Output every line of the material exactly, omitting images.

^^^^^^^^

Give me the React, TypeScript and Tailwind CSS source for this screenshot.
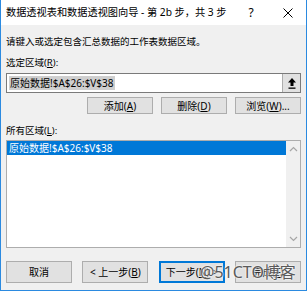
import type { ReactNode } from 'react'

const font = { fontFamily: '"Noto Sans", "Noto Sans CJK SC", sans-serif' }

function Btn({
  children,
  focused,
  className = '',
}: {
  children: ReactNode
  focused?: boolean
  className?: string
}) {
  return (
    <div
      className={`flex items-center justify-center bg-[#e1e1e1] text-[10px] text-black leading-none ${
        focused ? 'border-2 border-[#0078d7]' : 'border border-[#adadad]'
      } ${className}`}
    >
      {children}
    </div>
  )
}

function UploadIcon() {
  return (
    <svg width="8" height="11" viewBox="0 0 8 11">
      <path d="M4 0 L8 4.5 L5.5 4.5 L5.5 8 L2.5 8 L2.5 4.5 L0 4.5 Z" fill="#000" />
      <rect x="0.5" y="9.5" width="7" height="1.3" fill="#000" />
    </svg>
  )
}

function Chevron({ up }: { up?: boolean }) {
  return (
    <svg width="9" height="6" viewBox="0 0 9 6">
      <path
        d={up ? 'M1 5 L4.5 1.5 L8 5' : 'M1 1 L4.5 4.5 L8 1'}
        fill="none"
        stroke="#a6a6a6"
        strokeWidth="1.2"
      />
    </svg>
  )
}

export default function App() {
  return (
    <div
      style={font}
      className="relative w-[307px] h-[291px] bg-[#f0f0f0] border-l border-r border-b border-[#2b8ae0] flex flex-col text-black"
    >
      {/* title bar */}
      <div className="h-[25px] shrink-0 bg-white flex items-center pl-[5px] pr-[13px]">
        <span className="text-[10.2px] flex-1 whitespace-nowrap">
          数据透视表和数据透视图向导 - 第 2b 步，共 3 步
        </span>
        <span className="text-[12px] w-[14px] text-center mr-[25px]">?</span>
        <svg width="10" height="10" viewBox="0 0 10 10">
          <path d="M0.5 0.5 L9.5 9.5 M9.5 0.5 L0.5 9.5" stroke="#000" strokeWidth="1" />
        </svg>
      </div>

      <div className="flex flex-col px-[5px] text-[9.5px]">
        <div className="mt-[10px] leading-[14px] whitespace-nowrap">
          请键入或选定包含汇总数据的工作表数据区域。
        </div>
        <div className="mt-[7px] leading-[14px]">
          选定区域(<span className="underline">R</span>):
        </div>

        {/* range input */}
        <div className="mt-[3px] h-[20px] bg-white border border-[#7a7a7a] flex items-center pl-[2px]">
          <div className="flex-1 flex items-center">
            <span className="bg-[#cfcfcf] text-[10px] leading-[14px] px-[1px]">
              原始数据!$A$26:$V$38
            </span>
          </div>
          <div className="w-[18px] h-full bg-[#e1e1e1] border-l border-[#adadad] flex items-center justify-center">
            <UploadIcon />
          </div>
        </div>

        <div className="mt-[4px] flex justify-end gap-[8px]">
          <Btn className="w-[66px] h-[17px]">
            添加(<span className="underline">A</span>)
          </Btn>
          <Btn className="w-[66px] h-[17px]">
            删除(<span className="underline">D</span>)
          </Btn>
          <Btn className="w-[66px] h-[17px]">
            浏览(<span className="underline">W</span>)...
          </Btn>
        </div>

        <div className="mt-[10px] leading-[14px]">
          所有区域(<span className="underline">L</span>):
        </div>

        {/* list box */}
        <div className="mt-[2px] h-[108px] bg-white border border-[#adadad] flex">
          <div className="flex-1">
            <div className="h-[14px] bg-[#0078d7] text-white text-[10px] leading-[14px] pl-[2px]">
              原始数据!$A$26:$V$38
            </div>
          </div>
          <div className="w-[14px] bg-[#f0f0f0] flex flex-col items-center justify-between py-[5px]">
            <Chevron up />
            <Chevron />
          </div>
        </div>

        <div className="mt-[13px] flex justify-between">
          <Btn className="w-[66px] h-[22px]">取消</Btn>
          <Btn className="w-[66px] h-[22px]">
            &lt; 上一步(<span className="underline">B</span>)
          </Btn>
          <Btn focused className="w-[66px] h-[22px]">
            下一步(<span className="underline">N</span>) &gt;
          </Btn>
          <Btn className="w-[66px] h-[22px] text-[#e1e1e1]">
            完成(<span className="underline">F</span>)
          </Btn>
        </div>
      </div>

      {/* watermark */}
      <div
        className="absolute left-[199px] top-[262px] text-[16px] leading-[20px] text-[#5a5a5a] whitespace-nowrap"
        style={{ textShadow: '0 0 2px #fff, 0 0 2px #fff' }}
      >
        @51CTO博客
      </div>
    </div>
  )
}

^^^^^^^^

→ **Exercise result**
Give me the React, TypeScript and Tailwind CSS source for this screenshot.
import type { ReactNode } from 'react'

const font = { fontFamily: '"Noto Sans", "Noto Sans CJK SC", sans-serif' }

function Btn({
  children,
  focused,
  className = '',
}: {
  children: ReactNode
  focused?: boolean
  className?: string
}) {
  return (
    <div
      className={`flex items-center justify-center bg-[#e1e1e1] text-[10px] text-black leading-none ${
        focused ? 'border-2 border-[#0078d7]' : 'border border-[#adadad]'
      } ${className}`}
    >
      {children}
    </div>
  )
}

function UploadIcon() {
  return (
    <svg width="8" height="11" viewBox="0 0 8 11">
      <path d="M4 0 L8 4.5 L5.5 4.5 L5.5 8 L2.5 8 L2.5 4.5 L0 4.5 Z" fill="#000" />
      <rect x="0.5" y="9.5" width="7" height="1.3" fill="#000" />
    </svg>
  )
}

function Chevron({ up }: { up?: boolean }) {
  return (
    <svg width="9" height="6" viewBox="0 0 9 6">
      <path
        d={up ? 'M1 5 L4.5 1.5 L8 5' : 'M1 1 L4.5 4.5 L8 1'}
        fill="none"
        stroke="#a6a6a6"
        strokeWidth="1.2"
      />
    </svg>
  )
}

export default function App() {
  return (
    <div
      style={font}
      className="relative w-[307px] h-[291px] bg-[#f0f0f0] border-l border-r border-b border-[#2b8ae0] flex flex-col text-black"
    >
      {/* title bar */}
      <div className="h-[25px] shrink-0 bg-white flex items-center pl-[5px] pr-[13px]">
        <span className="text-[10.2px] flex-1 whitespace-nowrap">
          数据透视表和数据透视图向导 - 第 2b 步，共 3 步
        </span>
        <span className="text-[12px] w-[14px] text-center mr-[25px]">?</span>
        <svg width="10" height="10" viewBox="0 0 10 10">
          <path d="M0.5 0.5 L9.5 9.5 M9.5 0.5 L0.5 9.5" stroke="#000" strokeWidth="1" />
        </svg>
      </div>

      <div className="flex flex-col px-[5px] text-[9.5px]">
        <div className="mt-[10px] leading-[14px] whitespace-nowrap">
          请键入或选定包含汇总数据的工作表数据区域。
        </div>
        <div className="mt-[7px] leading-[14px]">
          选定区域(<span className="underline">R</span>):
        </div>

        {/* range input */}
        <div className="mt-[3px] h-[20px] bg-white border border-[#7a7a7a] flex items-center pl-[2px]">
          <div className="flex-1 flex items-center">
            <span className="bg-[#cfcfcf] text-[10px] leading-[14px] px-[1px]">
              原始数据!$A$26:$V$38
            </span>
          </div>
          <div className="w-[18px] h-full bg-[#e1e1e1] border-l border-[#adadad] flex items-center justify-center">
            <UploadIcon />
          </div>
        </div>

        <div className="mt-[4px] flex justify-end gap-[8px]">
          <Btn className="w-[66px] h-[17px]">
            添加(<span className="underline">A</span>)
          </Btn>
          <Btn className="w-[66px] h-[17px]">
            删除(<span className="underline">D</span>)
          </Btn>
          <Btn className="w-[66px] h-[17px]">
            浏览(<span className="underline">W</span>)...
          </Btn>
        </div>

        <div className="mt-[10px] leading-[14px]">
          所有区域(<span className="underline">L</span>):
        </div>

        {/* list box */}
        <div className="mt-[2px] h-[108px] bg-white border border-[#adadad] flex">
          <div className="flex-1">
            <div className="h-[14px] bg-[#0078d7] text-white text-[10px] leading-[14px] pl-[2px]">
              原始数据!$A$26:$V$38
            </div>
          </div>
          <div className="w-[14px] bg-[#f0f0f0] flex flex-col items-center justify-between py-[5px]">
            <Chevron up />
            <Chevron />
          </div>
        </div>

        <div className="mt-[13px] flex justify-between">
          <Btn className="w-[66px] h-[22px]">取消</Btn>
          <Btn className="w-[66px] h-[22px]">
            &lt; 上一步(<span className="underline">B</span>)
          </Btn>
          <Btn focused className="w-[66px] h-[22px]">
            下一步(<span className="underline">N</span>) &gt;
          </Btn>
          <Btn className="w-[66px] h-[22px] text-[#e1e1e1]">
            完成(<span className="underline">F</span>)
          </Btn>
        </div>
      </div>

      {/* watermark */}
      <div
        className="absolute left-[199px] top-[262px] text-[16px] leading-[20px] text-[#5a5a5a] whitespace-nowrap"
        style={{ textShadow: '0 0 2px #fff, 0 0 2px #fff' }}
      >
        @51CTO博客
      </div>
    </div>
  )
}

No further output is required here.